Monday, 19 October 2015

Eric Pickles & The Prisoners' Dilemma

Thanks to this piece by Ed Smith, the former cricketer turned writer and TMS commentator, I have been introduced to the concept of 'The Prisoner' Dilemma'.

"Imagine how good cricket could be if we cured the easy fixes", writes Ed Smith, contemplating the factors that led to England's run chase in recent first Test against Pakistan being cut short.

Those factors all arise from a seemingly rational pursuit of self-interest, but, as Albert Tucker, the Princeton mathematician and game theorist, showed in his "Prisoners' Dilemma" theory, when two agents pursue narrow self-interest it can work against the long-term benefit of both. In cricket's case this is the long term future of the Test Match as a spectacle.

"That's interesting, Sam" I can hear you thinking, "but where are you going with this?"

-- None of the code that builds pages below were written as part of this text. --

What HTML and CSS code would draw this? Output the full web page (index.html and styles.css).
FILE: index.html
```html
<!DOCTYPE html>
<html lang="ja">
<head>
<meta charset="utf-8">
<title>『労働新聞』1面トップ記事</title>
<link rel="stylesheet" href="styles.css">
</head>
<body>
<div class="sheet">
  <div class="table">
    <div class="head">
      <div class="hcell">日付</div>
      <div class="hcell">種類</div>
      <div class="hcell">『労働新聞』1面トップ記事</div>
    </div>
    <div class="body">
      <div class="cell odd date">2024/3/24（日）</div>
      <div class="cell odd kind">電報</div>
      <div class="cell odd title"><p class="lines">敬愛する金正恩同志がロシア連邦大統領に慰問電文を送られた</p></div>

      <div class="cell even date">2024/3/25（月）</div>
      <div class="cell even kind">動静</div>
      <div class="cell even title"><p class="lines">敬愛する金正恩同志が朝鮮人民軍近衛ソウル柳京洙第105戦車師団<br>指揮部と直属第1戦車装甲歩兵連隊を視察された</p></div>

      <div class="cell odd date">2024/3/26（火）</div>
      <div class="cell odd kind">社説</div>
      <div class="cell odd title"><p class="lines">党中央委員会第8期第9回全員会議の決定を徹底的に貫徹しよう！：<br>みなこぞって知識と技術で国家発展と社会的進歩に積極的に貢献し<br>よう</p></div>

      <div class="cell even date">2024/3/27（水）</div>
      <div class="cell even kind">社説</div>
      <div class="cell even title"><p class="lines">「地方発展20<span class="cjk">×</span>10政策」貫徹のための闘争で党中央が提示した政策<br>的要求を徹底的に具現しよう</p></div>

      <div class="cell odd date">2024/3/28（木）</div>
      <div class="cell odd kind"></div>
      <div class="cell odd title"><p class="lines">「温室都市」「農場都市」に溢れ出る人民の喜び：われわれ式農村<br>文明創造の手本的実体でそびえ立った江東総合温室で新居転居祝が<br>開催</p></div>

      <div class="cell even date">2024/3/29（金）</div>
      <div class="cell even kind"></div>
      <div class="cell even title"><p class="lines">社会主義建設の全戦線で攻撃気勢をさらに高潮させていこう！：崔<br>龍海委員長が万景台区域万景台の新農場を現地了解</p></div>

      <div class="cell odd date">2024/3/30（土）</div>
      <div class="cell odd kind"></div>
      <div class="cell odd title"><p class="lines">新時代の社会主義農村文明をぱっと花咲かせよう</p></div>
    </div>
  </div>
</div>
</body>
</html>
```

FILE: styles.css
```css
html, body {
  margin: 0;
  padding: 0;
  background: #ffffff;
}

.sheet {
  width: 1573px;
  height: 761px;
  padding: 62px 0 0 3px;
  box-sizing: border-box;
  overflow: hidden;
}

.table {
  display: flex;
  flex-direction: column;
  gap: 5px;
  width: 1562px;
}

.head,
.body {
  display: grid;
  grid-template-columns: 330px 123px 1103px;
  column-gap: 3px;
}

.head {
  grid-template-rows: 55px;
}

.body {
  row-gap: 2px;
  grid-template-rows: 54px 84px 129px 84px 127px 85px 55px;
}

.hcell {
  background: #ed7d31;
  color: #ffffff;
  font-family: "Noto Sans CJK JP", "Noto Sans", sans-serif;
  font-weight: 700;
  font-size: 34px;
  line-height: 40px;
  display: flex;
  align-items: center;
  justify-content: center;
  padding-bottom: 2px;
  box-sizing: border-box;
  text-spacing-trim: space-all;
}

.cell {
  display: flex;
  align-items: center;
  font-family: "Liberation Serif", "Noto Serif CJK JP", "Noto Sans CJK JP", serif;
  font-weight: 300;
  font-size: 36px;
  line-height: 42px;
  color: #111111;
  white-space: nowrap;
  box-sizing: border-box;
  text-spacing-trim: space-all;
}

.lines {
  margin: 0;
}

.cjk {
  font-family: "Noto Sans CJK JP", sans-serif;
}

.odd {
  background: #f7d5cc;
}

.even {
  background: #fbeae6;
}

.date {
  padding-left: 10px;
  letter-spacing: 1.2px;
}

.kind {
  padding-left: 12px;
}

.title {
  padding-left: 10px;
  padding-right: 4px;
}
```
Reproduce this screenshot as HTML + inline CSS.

Well, might it be said that planning in the Eric Pickles-inspired, post-RSS world has suffered from its own version of the Prisoner's Dilemma? For individual teams playing on pitches that may suit their own team or captains slowing down games to avoid defeat, read individual LPAs preparing local plans to suit their own housing needs without any regard to the ability of a neighbouring LPA to meet theirs.

As Ed Smith notes, "the only way to avoid this is to take the decisions out of the hands of the individual agents",which is all well and good, in theory, for a sport with a governing body, but what or who in the current planning system is persuading LPAs to cooperate 'for the good of the game'? The answer to that is probably the local plan inspector, who only enters the fray late in the day.

As in cricket administration, there must be a collective agreement within the planning system that serves the whole game, which is why it is heartening for planners to see some (not all) Combined Authorities seek strategic planning powers as part of their devolution submissions. At least some local authority leaders see that greater-than-local interests are also the best protector of their own individual local interests as well.